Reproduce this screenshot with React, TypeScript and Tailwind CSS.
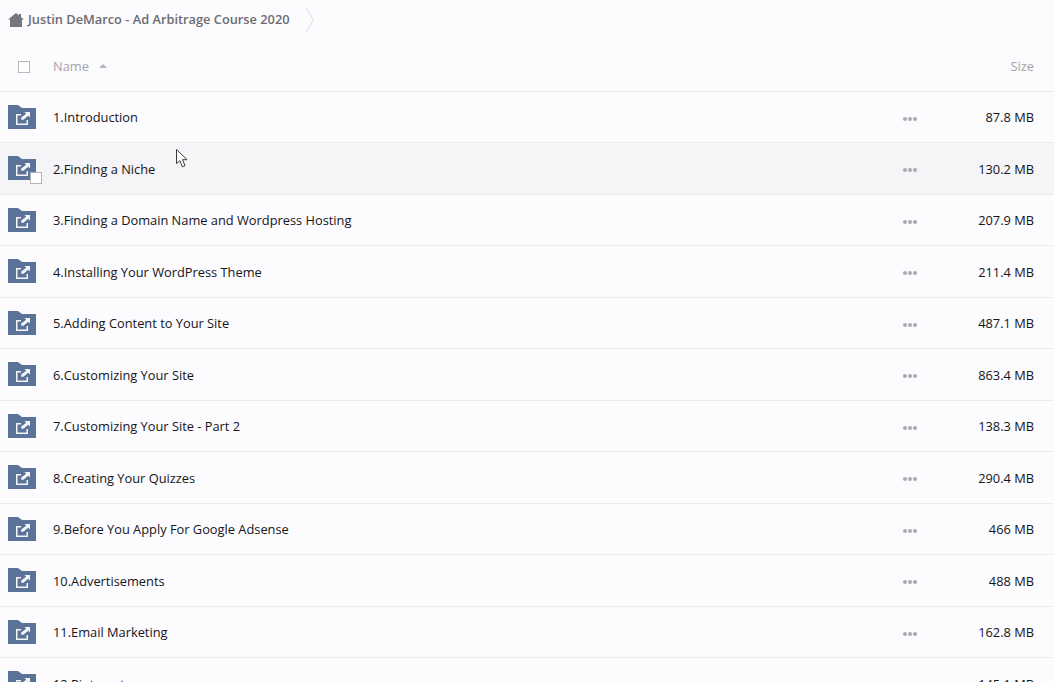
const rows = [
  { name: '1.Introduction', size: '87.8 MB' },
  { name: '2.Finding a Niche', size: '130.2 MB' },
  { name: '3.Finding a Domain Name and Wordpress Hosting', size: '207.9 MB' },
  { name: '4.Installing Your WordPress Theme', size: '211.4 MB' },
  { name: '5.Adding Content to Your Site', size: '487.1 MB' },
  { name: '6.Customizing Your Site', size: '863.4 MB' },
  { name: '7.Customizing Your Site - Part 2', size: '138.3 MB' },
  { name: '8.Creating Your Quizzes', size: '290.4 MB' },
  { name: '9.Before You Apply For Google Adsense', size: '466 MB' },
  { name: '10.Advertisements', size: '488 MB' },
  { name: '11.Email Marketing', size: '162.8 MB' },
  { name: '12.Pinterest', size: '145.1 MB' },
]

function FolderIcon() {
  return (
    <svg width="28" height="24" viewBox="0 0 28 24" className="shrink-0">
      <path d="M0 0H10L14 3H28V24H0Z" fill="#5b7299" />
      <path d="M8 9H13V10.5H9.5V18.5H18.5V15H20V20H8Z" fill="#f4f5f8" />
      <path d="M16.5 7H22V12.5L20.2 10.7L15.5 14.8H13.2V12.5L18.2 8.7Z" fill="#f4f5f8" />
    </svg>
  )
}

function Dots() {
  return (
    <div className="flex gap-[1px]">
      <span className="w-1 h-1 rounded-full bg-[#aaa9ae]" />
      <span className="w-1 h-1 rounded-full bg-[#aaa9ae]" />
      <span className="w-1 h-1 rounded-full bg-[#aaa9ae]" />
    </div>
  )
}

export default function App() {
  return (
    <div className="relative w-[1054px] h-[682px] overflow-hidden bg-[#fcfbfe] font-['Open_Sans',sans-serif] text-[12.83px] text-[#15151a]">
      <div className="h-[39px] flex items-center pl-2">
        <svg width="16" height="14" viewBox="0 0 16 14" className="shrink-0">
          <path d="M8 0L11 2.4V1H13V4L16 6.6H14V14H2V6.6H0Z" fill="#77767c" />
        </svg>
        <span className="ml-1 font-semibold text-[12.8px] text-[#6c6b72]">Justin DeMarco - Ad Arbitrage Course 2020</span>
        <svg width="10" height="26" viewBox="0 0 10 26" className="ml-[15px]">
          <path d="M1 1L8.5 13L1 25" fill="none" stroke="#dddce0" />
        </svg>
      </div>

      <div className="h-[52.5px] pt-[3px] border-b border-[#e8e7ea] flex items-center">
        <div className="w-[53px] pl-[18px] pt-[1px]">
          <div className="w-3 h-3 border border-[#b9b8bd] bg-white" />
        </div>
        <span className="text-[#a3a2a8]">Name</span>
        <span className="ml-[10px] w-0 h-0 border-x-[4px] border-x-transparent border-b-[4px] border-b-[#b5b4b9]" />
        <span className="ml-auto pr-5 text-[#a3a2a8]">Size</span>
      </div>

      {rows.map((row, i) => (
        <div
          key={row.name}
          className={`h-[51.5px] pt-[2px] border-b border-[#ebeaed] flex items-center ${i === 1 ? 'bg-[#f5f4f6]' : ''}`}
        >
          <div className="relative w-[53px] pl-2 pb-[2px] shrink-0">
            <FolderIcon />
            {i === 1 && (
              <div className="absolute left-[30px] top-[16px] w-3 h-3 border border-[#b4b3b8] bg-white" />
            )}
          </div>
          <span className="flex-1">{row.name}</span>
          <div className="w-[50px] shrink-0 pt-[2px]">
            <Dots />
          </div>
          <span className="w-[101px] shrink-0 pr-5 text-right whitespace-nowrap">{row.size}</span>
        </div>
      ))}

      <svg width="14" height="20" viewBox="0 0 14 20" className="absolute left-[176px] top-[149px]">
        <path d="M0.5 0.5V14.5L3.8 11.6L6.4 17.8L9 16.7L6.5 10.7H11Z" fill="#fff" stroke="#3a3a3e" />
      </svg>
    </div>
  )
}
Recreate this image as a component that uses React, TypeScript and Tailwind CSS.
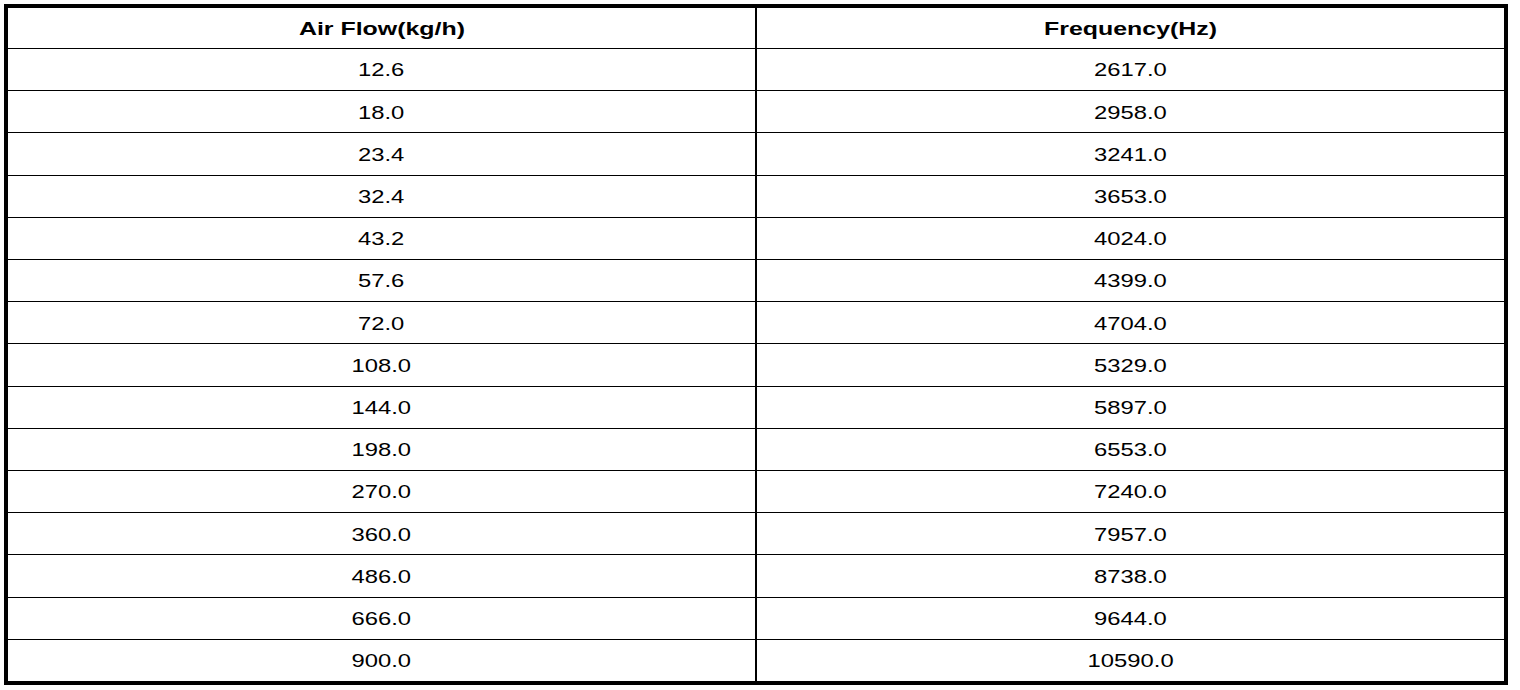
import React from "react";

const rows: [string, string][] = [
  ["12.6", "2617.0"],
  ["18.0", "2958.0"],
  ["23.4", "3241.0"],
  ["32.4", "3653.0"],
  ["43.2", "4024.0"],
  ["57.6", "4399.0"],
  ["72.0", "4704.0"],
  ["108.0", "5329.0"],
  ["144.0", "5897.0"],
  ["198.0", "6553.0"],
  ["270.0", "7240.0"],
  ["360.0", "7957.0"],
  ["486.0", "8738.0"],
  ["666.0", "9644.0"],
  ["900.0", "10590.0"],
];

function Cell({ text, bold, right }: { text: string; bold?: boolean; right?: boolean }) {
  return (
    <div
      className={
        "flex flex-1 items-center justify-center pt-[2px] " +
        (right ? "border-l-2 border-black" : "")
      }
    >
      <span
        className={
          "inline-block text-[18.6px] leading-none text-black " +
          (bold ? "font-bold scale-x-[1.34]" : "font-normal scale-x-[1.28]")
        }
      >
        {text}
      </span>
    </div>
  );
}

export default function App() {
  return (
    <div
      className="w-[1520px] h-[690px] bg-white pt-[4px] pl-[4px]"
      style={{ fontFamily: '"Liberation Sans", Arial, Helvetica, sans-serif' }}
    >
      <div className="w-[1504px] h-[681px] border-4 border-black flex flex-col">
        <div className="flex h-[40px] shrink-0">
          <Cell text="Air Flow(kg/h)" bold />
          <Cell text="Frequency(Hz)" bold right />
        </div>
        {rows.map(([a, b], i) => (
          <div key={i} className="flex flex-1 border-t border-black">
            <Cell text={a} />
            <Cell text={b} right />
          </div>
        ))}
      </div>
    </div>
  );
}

---

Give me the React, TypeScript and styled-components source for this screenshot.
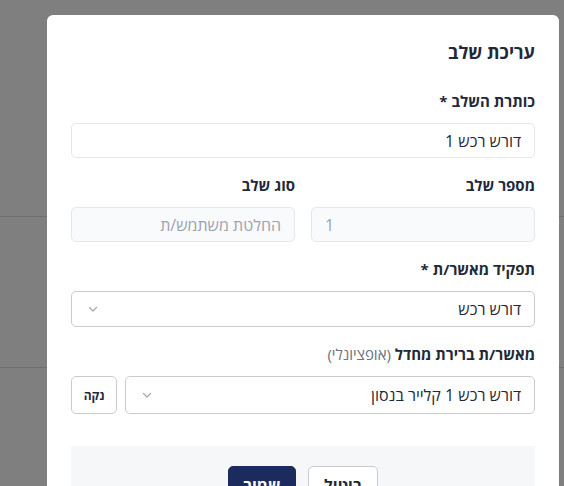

* * *

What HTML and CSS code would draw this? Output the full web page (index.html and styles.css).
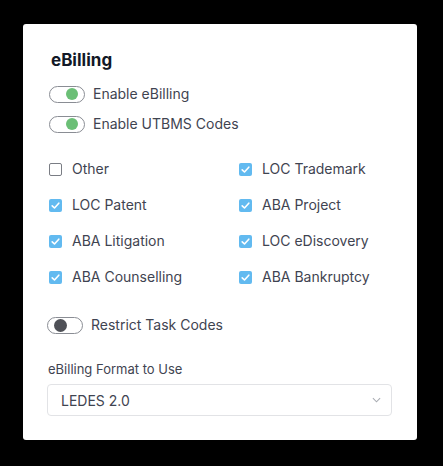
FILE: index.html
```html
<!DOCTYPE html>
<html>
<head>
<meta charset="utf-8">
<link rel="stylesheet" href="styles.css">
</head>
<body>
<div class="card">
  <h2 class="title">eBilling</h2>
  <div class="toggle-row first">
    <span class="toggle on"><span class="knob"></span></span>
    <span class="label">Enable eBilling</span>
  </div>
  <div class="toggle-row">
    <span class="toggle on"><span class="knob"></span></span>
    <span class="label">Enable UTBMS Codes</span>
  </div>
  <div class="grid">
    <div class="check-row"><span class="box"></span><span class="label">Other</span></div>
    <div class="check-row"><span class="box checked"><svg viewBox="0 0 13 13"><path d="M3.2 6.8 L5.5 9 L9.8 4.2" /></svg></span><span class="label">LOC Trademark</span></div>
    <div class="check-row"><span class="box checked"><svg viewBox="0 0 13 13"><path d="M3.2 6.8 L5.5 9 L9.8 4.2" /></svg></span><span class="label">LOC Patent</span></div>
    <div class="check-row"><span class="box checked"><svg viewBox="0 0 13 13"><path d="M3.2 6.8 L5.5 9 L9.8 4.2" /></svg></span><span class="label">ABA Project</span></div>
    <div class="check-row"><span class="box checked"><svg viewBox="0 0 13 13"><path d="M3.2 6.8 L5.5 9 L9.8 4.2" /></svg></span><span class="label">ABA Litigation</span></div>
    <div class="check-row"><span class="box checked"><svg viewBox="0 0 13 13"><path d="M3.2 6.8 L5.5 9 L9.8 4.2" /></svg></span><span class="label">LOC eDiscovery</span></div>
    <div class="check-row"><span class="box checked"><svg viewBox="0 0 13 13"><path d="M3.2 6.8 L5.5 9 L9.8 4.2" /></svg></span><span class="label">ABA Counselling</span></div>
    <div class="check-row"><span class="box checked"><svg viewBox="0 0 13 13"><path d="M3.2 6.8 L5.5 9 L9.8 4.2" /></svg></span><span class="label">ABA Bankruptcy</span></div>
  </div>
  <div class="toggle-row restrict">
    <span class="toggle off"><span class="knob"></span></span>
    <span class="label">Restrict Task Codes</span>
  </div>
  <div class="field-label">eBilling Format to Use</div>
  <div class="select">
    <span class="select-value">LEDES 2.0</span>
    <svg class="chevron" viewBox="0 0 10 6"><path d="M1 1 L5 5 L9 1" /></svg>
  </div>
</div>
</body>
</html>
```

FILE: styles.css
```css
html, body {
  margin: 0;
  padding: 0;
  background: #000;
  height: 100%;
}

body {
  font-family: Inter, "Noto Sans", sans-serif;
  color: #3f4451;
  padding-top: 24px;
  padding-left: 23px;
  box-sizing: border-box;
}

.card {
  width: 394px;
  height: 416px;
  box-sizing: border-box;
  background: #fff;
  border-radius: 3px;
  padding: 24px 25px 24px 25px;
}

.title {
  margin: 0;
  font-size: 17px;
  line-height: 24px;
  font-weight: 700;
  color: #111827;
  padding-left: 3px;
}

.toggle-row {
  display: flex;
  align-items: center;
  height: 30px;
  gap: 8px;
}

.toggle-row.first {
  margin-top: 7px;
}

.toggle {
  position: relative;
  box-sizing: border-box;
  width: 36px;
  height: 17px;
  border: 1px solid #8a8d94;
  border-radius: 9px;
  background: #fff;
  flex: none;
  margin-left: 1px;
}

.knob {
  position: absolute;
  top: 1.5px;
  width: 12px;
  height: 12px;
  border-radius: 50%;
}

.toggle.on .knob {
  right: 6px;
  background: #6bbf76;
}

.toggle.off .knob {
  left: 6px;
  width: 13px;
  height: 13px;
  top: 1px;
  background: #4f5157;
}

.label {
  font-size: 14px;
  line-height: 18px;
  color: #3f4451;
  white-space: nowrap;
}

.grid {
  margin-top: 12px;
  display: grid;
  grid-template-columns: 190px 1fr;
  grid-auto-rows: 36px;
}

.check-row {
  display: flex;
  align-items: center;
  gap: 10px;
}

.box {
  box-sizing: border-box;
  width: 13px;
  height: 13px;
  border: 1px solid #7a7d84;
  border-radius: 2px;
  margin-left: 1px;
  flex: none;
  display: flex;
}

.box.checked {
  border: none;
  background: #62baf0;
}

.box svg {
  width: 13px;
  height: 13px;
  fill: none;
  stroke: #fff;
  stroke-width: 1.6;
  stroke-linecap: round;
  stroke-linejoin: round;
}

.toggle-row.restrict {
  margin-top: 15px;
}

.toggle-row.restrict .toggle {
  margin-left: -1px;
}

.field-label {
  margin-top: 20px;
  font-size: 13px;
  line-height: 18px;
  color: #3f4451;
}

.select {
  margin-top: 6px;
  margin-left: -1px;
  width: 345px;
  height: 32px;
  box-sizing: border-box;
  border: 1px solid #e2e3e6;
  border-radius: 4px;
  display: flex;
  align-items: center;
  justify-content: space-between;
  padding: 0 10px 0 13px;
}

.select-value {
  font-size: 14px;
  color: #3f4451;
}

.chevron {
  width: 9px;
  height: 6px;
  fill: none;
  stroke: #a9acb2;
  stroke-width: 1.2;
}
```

* Exercise task *
Copy each line of the data that contains the word "Tailwind".

* Solution for this problem *
Reproduce this screenshot with React, TypeScript and Tailwind CSS.
Recreate this image as a component that uses React, TypeScript and Tailwind CSS.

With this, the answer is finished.